Given data:
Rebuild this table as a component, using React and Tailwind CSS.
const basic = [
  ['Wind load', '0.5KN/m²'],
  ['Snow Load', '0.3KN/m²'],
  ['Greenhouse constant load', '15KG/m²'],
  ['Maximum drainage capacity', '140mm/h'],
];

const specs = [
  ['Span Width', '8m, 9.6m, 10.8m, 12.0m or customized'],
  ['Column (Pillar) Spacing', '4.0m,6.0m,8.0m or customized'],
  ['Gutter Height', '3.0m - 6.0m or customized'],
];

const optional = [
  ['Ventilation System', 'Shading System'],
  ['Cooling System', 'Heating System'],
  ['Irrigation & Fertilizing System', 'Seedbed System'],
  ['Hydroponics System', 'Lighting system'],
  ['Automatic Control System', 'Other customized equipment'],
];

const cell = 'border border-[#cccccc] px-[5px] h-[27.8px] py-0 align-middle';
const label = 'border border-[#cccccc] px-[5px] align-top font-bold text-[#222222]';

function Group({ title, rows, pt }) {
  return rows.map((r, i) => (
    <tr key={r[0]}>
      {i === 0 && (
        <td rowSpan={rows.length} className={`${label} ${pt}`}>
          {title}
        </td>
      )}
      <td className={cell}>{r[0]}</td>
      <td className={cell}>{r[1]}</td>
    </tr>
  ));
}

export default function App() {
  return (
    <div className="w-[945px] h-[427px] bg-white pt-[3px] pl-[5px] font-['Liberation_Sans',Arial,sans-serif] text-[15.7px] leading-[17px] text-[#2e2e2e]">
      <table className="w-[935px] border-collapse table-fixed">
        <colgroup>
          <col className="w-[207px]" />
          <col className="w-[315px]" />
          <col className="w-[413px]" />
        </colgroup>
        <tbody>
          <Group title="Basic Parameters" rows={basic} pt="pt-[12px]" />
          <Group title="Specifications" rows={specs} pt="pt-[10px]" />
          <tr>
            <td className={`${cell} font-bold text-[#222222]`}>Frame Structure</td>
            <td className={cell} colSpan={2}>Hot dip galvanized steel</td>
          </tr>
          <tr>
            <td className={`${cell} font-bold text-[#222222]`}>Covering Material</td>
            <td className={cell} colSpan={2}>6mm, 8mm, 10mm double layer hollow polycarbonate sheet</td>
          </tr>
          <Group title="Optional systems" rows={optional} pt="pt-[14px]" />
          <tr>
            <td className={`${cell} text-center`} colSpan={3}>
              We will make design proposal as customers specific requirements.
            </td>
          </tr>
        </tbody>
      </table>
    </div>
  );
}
* * *
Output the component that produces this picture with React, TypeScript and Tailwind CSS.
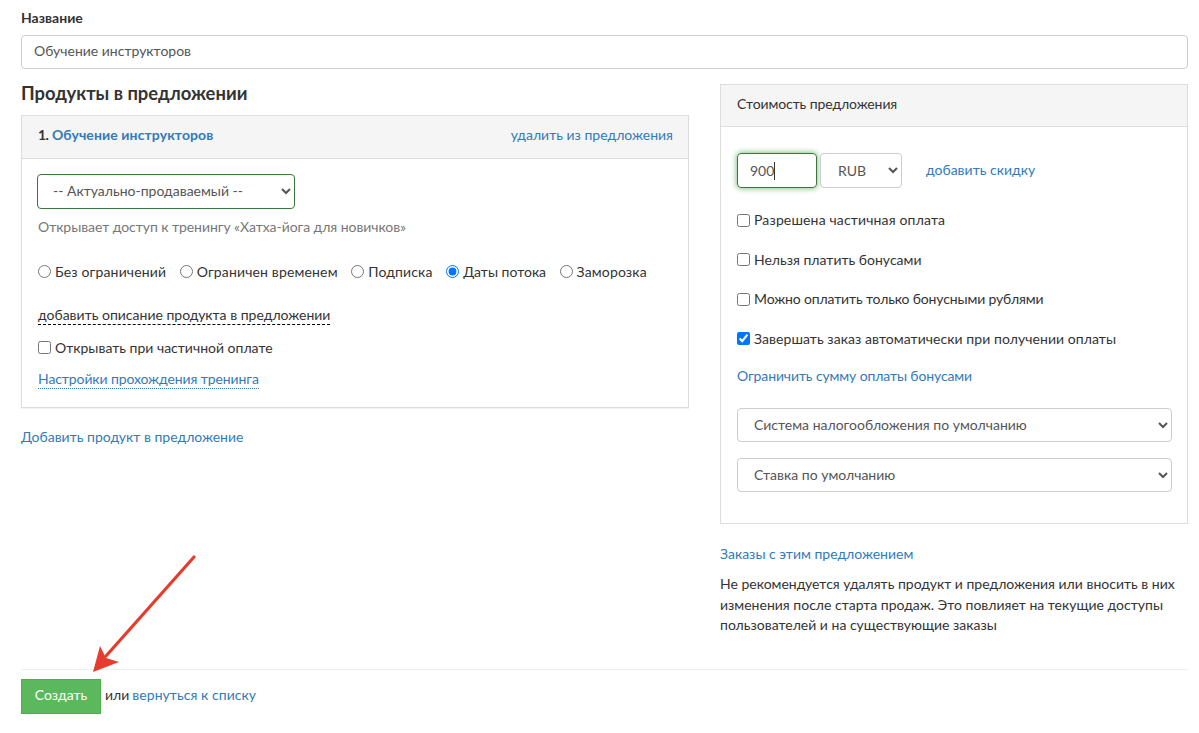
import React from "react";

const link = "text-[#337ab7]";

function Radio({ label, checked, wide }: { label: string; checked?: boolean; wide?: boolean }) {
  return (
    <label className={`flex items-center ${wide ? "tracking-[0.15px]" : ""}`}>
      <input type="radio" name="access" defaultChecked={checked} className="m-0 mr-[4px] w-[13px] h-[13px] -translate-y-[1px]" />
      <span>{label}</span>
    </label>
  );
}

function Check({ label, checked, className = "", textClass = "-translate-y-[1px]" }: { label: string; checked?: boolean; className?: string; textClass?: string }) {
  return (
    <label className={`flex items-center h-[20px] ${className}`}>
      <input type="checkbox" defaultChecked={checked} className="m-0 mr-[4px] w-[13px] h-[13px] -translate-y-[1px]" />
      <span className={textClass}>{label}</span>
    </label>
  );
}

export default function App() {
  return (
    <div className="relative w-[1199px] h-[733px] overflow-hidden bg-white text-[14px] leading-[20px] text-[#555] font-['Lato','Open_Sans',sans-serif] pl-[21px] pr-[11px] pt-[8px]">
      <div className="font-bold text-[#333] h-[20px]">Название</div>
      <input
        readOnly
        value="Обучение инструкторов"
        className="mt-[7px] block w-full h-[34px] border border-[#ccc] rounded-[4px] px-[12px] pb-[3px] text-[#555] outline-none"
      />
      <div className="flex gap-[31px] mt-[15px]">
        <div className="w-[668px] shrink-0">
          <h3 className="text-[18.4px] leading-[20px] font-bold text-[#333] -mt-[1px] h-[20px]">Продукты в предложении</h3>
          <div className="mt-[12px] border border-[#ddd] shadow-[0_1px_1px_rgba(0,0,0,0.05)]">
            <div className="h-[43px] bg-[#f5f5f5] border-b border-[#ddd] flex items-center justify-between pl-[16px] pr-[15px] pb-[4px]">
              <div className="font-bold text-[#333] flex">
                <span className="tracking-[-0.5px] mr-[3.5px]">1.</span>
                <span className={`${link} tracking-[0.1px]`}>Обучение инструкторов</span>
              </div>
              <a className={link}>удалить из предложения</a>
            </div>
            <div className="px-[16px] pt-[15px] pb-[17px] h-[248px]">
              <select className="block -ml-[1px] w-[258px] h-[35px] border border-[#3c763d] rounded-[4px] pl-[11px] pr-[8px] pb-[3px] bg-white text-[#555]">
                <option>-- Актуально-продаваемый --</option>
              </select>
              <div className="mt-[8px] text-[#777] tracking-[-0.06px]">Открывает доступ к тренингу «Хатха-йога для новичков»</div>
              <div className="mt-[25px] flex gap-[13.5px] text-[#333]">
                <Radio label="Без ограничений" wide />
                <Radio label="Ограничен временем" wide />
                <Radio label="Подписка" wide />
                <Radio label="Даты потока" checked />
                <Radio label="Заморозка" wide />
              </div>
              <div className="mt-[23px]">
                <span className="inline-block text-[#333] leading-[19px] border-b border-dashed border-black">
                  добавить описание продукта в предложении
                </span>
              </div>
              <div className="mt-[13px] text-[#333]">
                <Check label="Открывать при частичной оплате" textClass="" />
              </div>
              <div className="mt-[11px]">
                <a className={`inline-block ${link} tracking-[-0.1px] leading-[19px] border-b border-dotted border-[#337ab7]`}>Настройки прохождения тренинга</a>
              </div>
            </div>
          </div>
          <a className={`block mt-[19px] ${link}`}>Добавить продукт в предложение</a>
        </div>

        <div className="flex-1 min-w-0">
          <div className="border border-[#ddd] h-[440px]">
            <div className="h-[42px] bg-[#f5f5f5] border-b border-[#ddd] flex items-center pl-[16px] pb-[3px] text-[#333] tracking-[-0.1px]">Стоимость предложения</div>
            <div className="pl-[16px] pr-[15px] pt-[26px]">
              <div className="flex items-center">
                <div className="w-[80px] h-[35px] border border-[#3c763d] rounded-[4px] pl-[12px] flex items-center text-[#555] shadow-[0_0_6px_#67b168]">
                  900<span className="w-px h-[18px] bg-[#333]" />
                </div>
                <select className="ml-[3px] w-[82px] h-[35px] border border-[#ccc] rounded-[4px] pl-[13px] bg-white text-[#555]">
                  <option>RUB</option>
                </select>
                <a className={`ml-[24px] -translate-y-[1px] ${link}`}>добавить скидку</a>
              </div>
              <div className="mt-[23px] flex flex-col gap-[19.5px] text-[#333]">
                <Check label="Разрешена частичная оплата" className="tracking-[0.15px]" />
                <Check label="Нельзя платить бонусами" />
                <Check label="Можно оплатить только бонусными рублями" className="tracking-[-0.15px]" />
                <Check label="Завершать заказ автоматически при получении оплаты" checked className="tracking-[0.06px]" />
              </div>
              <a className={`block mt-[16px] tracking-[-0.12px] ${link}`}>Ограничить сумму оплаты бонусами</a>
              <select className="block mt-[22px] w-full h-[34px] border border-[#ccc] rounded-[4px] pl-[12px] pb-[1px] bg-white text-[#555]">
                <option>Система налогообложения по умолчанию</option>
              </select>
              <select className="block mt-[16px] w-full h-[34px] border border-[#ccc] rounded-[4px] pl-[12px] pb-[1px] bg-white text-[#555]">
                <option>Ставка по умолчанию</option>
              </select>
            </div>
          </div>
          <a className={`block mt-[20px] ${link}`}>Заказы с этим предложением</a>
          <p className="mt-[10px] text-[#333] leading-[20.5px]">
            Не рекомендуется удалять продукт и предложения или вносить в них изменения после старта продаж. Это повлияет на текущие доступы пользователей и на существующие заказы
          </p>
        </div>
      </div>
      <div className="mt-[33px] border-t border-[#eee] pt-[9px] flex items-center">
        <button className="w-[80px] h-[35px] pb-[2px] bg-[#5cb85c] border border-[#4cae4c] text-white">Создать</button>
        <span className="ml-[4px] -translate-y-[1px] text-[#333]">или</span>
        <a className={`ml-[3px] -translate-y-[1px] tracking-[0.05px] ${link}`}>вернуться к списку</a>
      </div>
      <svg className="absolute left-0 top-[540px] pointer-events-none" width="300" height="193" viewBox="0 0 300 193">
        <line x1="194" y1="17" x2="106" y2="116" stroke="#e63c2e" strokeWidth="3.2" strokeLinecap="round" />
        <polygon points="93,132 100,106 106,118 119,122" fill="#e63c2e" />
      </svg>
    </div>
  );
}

Required work: In the listing above, find the line with "Rebuild this table" and the line with "const label = 'border". Output those two lines and every line between them, exactly as written.

Result of the task:
Rebuild this table as a component, using React and Tailwind CSS.
const basic = [
  ['Wind load', '0.5KN/m²'],
  ['Snow Load', '0.3KN/m²'],
  ['Greenhouse constant load', '15KG/m²'],
  ['Maximum drainage capacity', '140mm/h'],
];

const specs = [
  ['Span Width', '8m, 9.6m, 10.8m, 12.0m or customized'],
  ['Column (Pillar) Spacing', '4.0m,6.0m,8.0m or customized'],
  ['Gutter Height', '3.0m - 6.0m or customized'],
];

const optional = [
  ['Ventilation System', 'Shading System'],
  ['Cooling System', 'Heating System'],
  ['Irrigation & Fertilizing System', 'Seedbed System'],
  ['Hydroponics System', 'Lighting system'],
  ['Automatic Control System', 'Other customized equipment'],
];

const cell = 'border border-[#cccccc] px-[5px] h-[27.8px] py-0 align-middle';
const label = 'border border-[#cccccc] px-[5px] align-top font-bold text-[#222222]';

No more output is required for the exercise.